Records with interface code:
────────────────────────────────────────
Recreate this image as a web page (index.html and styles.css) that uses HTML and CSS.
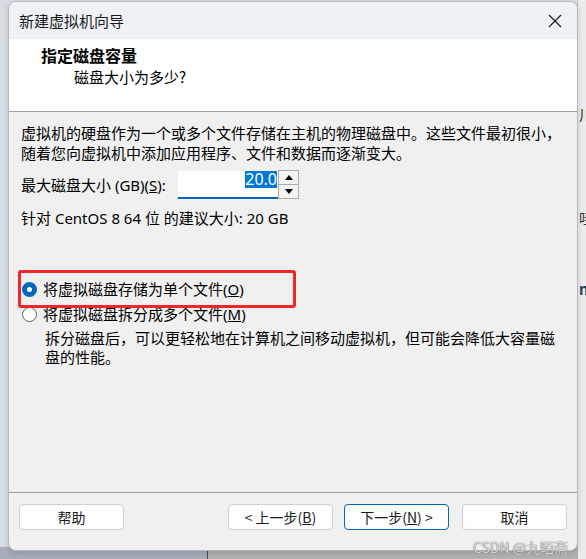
FILE: index.html
```html
<!DOCTYPE html>
<html>
<head>
    <title>新建虚拟机向导</title>
    <link rel="stylesheet" href="styles.css">
</head>
<body>
    <div class="side-strip">
        <span class="frag frag-1">川</span>
        <span class="frag frag-2">哇</span>
        <span class="frag frag-3">nt</span>
    </div>
    <div class="bottom-strip">
        <div class="bottom-left"></div>
        <div class="bottom-right"></div>
    </div>

    <div class="dialog">
        <div class="titlebar">
            <span class="title">新建虚拟机向导</span>
            <svg class="close" width="14" height="14" viewBox="0 0 14 14">
                <path d="M1 1 L13 13 M13 1 L1 13" stroke="#1b1b1b" stroke-width="1.2" fill="none"/>
            </svg>
        </div>

        <div class="header">
            <div class="header-title">指定磁盘容量</div>
            <div class="header-sub">磁盘大小为多少?</div>
        </div>

        <div class="content">
            <p class="intro">虚拟机的硬盘作为一个或多个文件存储在主机的物理磁盘中。这些文件最初很小，<br>随着您向虚拟机中添加应用程序、文件和数据而逐渐变大。</p>

            <div class="size-row">
                <span class="label">最大磁盘大小 (GB)(<u>S</u>):</span>
                <div class="number-input">
                    <span class="selected">20.0</span>
                </div>
                <div class="spinner">
                    <div class="spin-btn">
                        <svg width="8" height="5" viewBox="0 0 8 5"><path d="M0 5 L4 0 L8 5 Z" fill="#000"/></svg>
                    </div>
                    <div class="spin-btn">
                        <svg width="8" height="5" viewBox="0 0 8 5"><path d="M0 0 L4 5 L8 0 Z" fill="#000"/></svg>
                    </div>
                </div>
            </div>

            <div class="hint">针对 CentOS 8 64 位 的建议大小: 20 GB</div>

            <div class="radio-row first">
                <span class="radio checked"></span>
                <span>将虚拟磁盘存储为单个文件(<u>O</u>)</span>
            </div>
            <div class="radio-row">
                <span class="radio"></span>
                <span>将虚拟磁盘拆分成多个文件(<u>M</u>)</span>
            </div>
            <p class="radio-desc">拆分磁盘后，可以更轻松地在计算机之间移动虚拟机，但可能会降低大容量磁<br>盘的性能。</p>

            <div class="mark"></div>
        </div>

        <div class="footer">
            <button class="btn">帮助</button>
            <div class="spacer"></div>
            <button class="btn">&lt; 上一步(<u>B</u>)</button>
            <button class="btn primary">下一步(<u>N</u>) &gt;</button>
            <button class="btn cancel">取消</button>
        </div>
    </div>

    <div class="watermark">CSDN @九陌斋</div>
</body>
</html>
```

FILE: styles.css
```css
body {
    margin: 0;
    width: 586px;
    height: 559px;
    overflow: hidden;
    position: relative;
    background: #d8dde4;
    font-family: "Noto Sans", "Noto Sans CJK SC", sans-serif;
    color: #000;
}

/* desktop bits around the window */
.side-strip {
    position: absolute;
    top: 0;
    right: 0;
    width: 8px;
    height: 559px;
    background: #ececec;
    border-left: 1px solid #c4c4c4;
    overflow: hidden;
}

.frag {
    position: absolute;
    left: 1px;
    font-size: 15px;
    line-height: 18px;
    font-family: "Noto Sans CJK SC", sans-serif;
}

.frag-1 { top: 106px; color: #333; }
.frag-2 { top: 209px; color: #333; }
.frag-3 { top: 280px; color: #1d3f6e; font-weight: bold; }

.bottom-strip {
    position: absolute;
    left: 0;
    bottom: 0;
    width: 578px;
    height: 12px;
    display: flex;
}

.bottom-left {
    width: 207px;
    background: #a6aeb8;
    border-right: 1px solid #4a4f55;
}

.bottom-right {
    flex: 1;
    background: #b2b2b2;
}

/* the window */
.dialog {
    position: absolute;
    left: 8px;
    top: 1px;
    width: 568px;
    height: 548px;
    border: 1px solid #b4b9c0;
    border-radius: 8px;
    overflow: hidden;
    background: #f0f0f0;
    display: flex;
    flex-direction: column;
    box-shadow: 0 2px 6px rgba(0, 0, 0, 0.15);
}

.titlebar {
    height: 37px;
    background: #eef2f7;
    display: flex;
    align-items: center;
    justify-content: space-between;
    padding: 0 15px 0 10px;
}

.title {
    font-family: "Noto Sans CJK SC", sans-serif;
    font-size: 15px;
    color: #1a1a1a;
}

.header {
    height: 72px;
    background: #fff;
    border-bottom: 1px solid #a0a0a0;
    font-family: "Noto Sans CJK SC", sans-serif;
}

.header-title {
    font-weight: bold;
    font-size: 16px;
    line-height: 20px;
    margin: 6px 0 0 32px;
}

.header-sub {
    font-size: 15px;
    line-height: 24px;
    margin-left: 65px;
}

.content {
    flex: 1;
    position: relative;
    padding: 0 0 0 12px;
    font-size: 15px;
}

.intro {
    margin: 11px 0 0;
    line-height: 20px;
    font-family: "Noto Sans CJK SC", sans-serif;
}

.size-row {
    display: flex;
    align-items: center;
    margin-top: 7px;
    height: 29px;
}

.label {
    width: 157px;
    line-height: 20px;
}

.number-input {
    width: 100px;
    height: 26px;
    background: #fff;
    border-bottom: 2px solid #0067c0;
    display: flex;
    justify-content: flex-end;
    align-items: flex-start;
    margin-top: 1px;
}

.selected {
    background: #0078d7;
    color: #fff;
    font-size: 16px;
    line-height: 17px;
    margin-right: 1px;
}

.spinner {
    width: 19px;
    height: 27px;
    border: 1px solid #adadad;
    background: #f3f3f3;
    display: flex;
    flex-direction: column;
}

.spin-btn {
    flex: 1;
    display: flex;
    align-items: center;
    justify-content: center;
}

.spin-btn + .spin-btn {
    border-top: 1px solid #adadad;
}

.hint {
    margin-top: 9px;
    line-height: 20px;
}

.radio-row {
    display: flex;
    align-items: center;
    gap: 6px;
    line-height: 20px;
    margin-top: 5px;
}

.radio-row.first {
    margin-top: 51px;
}

.radio {
    width: 13px;
    height: 13px;
    border: 1px solid #5f5f5f;
    border-radius: 50%;
    background: #fff;
    margin-left: 1px;
}

.radio.checked {
    width: 5px;
    height: 5px;
    border: 5px solid #0067c0;
}

.radio-desc {
    margin: 4px 0 0 24px;
    line-height: 19px;
    font-family: "Noto Sans CJK SC", sans-serif;
}

/* red highlight drawn over the first option */
.mark {
    position: absolute;
    left: 9px;
    top: 158px;
    width: 272px;
    height: 32px;
    border: 3px solid #f0262a;
    border-radius: 3px;
}

.footer {
    height: 46px;
    border-top: 1px solid #a0a0a0;
    display: flex;
    align-items: flex-start;
    padding: 11px 10px 0 10px;
    gap: 11px;
}

.spacer {
    flex: 1;
}

.btn {
    width: 105px;
    height: 26px;
    background: #fdfdfd;
    border: 1px solid #d0d0d0;
    border-radius: 4px;
    font-family: "Noto Sans CJK SC", sans-serif;
    font-size: 14px;
    color: #1a1a1a;
    padding: 0;
}

.btn.primary {
    border-color: #0067c0;
}

.btn.cancel {
    margin-left: 2px;
}

.watermark {
    position: absolute;
    right: 18px;
    bottom: 2px;
    font-family: "Noto Sans CJK SC", sans-serif;
    font-size: 14px;
    color: rgba(255, 255, 255, 0.75);
    text-shadow: 0 0 1px #6b6b6b, 0 0 1px #6b6b6b;
}
```
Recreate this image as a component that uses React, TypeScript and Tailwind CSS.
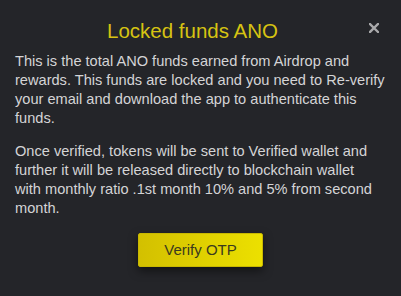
────────────────────────────────────────
> _Prompt_
Every line of the data above should be quoted exactly. Omit the pictures.

> _Finished exercise_
Recreate this image as a web page (index.html and styles.css) that uses HTML and CSS.
FILE: index.html
```html
<!DOCTYPE html>
<html>
<head>
    <title>新建虚拟机向导</title>
    <link rel="stylesheet" href="styles.css">
</head>
<body>
    <div class="side-strip">
        <span class="frag frag-1">川</span>
        <span class="frag frag-2">哇</span>
        <span class="frag frag-3">nt</span>
    </div>
    <div class="bottom-strip">
        <div class="bottom-left"></div>
        <div class="bottom-right"></div>
    </div>

    <div class="dialog">
        <div class="titlebar">
            <span class="title">新建虚拟机向导</span>
            <svg class="close" width="14" height="14" viewBox="0 0 14 14">
                <path d="M1 1 L13 13 M13 1 L1 13" stroke="#1b1b1b" stroke-width="1.2" fill="none"/>
            </svg>
        </div>

        <div class="header">
            <div class="header-title">指定磁盘容量</div>
            <div class="header-sub">磁盘大小为多少?</div>
        </div>

        <div class="content">
            <p class="intro">虚拟机的硬盘作为一个或多个文件存储在主机的物理磁盘中。这些文件最初很小，<br>随着您向虚拟机中添加应用程序、文件和数据而逐渐变大。</p>

            <div class="size-row">
                <span class="label">最大磁盘大小 (GB)(<u>S</u>):</span>
                <div class="number-input">
                    <span class="selected">20.0</span>
                </div>
                <div class="spinner">
                    <div class="spin-btn">
                        <svg width="8" height="5" viewBox="0 0 8 5"><path d="M0 5 L4 0 L8 5 Z" fill="#000"/></svg>
                    </div>
                    <div class="spin-btn">
                        <svg width="8" height="5" viewBox="0 0 8 5"><path d="M0 0 L4 5 L8 0 Z" fill="#000"/></svg>
                    </div>
                </div>
            </div>

            <div class="hint">针对 CentOS 8 64 位 的建议大小: 20 GB</div>

            <div class="radio-row first">
                <span class="radio checked"></span>
                <span>将虚拟磁盘存储为单个文件(<u>O</u>)</span>
            </div>
            <div class="radio-row">
                <span class="radio"></span>
                <span>将虚拟磁盘拆分成多个文件(<u>M</u>)</span>
            </div>
            <p class="radio-desc">拆分磁盘后，可以更轻松地在计算机之间移动虚拟机，但可能会降低大容量磁<br>盘的性能。</p>

            <div class="mark"></div>
        </div>

        <div class="footer">
            <button class="btn">帮助</button>
            <div class="spacer"></div>
            <button class="btn">&lt; 上一步(<u>B</u>)</button>
            <button class="btn primary">下一步(<u>N</u>) &gt;</button>
            <button class="btn cancel">取消</button>
        </div>
    </div>

    <div class="watermark">CSDN @九陌斋</div>
</body>
</html>
```

FILE: styles.css
```css
body {
    margin: 0;
    width: 586px;
    height: 559px;
    overflow: hidden;
    position: relative;
    background: #d8dde4;
    font-family: "Noto Sans", "Noto Sans CJK SC", sans-serif;
    color: #000;
}

/* desktop bits around the window */
.side-strip {
    position: absolute;
    top: 0;
    right: 0;
    width: 8px;
    height: 559px;
    background: #ececec;
    border-left: 1px solid #c4c4c4;
    overflow: hidden;
}

.frag {
    position: absolute;
    left: 1px;
    font-size: 15px;
    line-height: 18px;
    font-family: "Noto Sans CJK SC", sans-serif;
}

.frag-1 { top: 106px; color: #333; }
.frag-2 { top: 209px; color: #333; }
.frag-3 { top: 280px; color: #1d3f6e; font-weight: bold; }

.bottom-strip {
    position: absolute;
    left: 0;
    bottom: 0;
    width: 578px;
    height: 12px;
    display: flex;
}

.bottom-left {
    width: 207px;
    background: #a6aeb8;
    border-right: 1px solid #4a4f55;
}

.bottom-right {
    flex: 1;
    background: #b2b2b2;
}

/* the window */
.dialog {
    position: absolute;
    left: 8px;
    top: 1px;
    width: 568px;
    height: 548px;
    border: 1px solid #b4b9c0;
    border-radius: 8px;
    overflow: hidden;
    background: #f0f0f0;
    display: flex;
    flex-direction: column;
    box-shadow: 0 2px 6px rgba(0, 0, 0, 0.15);
}

.titlebar {
    height: 37px;
    background: #eef2f7;
    display: flex;
    align-items: center;
    justify-content: space-between;
    padding: 0 15px 0 10px;
}

.title {
    font-family: "Noto Sans CJK SC", sans-serif;
    font-size: 15px;
    color: #1a1a1a;
}

.header {
    height: 72px;
    background: #fff;
    border-bottom: 1px solid #a0a0a0;
    font-family: "Noto Sans CJK SC", sans-serif;
}

.header-title {
    font-weight: bold;
    font-size: 16px;
    line-height: 20px;
    margin: 6px 0 0 32px;
}

.header-sub {
    font-size: 15px;
    line-height: 24px;
    margin-left: 65px;
}

.content {
    flex: 1;
    position: relative;
    padding: 0 0 0 12px;
    font-size: 15px;
}

.intro {
    margin: 11px 0 0;
    line-height: 20px;
    font-family: "Noto Sans CJK SC", sans-serif;
}

.size-row {
    display: flex;
    align-items: center;
    margin-top: 7px;
    height: 29px;
}

.label {
    width: 157px;
    line-height: 20px;
}

.number-input {
    width: 100px;
    height: 26px;
    background: #fff;
    border-bottom: 2px solid #0067c0;
    display: flex;
    justify-content: flex-end;
    align-items: flex-start;
    margin-top: 1px;
}

.selected {
    background: #0078d7;
    color: #fff;
    font-size: 16px;
    line-height: 17px;
    margin-right: 1px;
}

.spinner {
    width: 19px;
    height: 27px;
    border: 1px solid #adadad;
    background: #f3f3f3;
    display: flex;
    flex-direction: column;
}

.spin-btn {
    flex: 1;
    display: flex;
    align-items: center;
    justify-content: center;
}

.spin-btn + .spin-btn {
    border-top: 1px solid #adadad;
}

.hint {
    margin-top: 9px;
    line-height: 20px;
}

.radio-row {
    display: flex;
    align-items: center;
    gap: 6px;
    line-height: 20px;
    margin-top: 5px;
}

.radio-row.first {
    margin-top: 51px;
}

.radio {
    width: 13px;
    height: 13px;
    border: 1px solid #5f5f5f;
    border-radius: 50%;
    background: #fff;
    margin-left: 1px;
}

.radio.checked {
    width: 5px;
    height: 5px;
    border: 5px solid #0067c0;
}

.radio-desc {
    margin: 4px 0 0 24px;
    line-height: 19px;
    font-family: "Noto Sans CJK SC", sans-serif;
}

/* red highlight drawn over the first option */
.mark {
    position: absolute;
    left: 9px;
    top: 158px;
    width: 272px;
    height: 32px;
    border: 3px solid #f0262a;
    border-radius: 3px;
}

.footer {
    height: 46px;
    border-top: 1px solid #a0a0a0;
    display: flex;
    align-items: flex-start;
    padding: 11px 10px 0 10px;
    gap: 11px;
}

.spacer {
    flex: 1;
}

.btn {
    width: 105px;
    height: 26px;
    background: #fdfdfd;
    border: 1px solid #d0d0d0;
    border-radius: 4px;
    font-family: "Noto Sans CJK SC", sans-serif;
    font-size: 14px;
    color: #1a1a1a;
    padding: 0;
}

.btn.primary {
    border-color: #0067c0;
}

.btn.cancel {
    margin-left: 2px;
}

.watermark {
    position: absolute;
    right: 18px;
    bottom: 2px;
    font-family: "Noto Sans CJK SC", sans-serif;
    font-size: 14px;
    color: rgba(255, 255, 255, 0.75);
    text-shadow: 0 0 1px #6b6b6b, 0 0 1px #6b6b6b;
}
```
Recreate this image as a component that uses React, TypeScript and Tailwind CSS.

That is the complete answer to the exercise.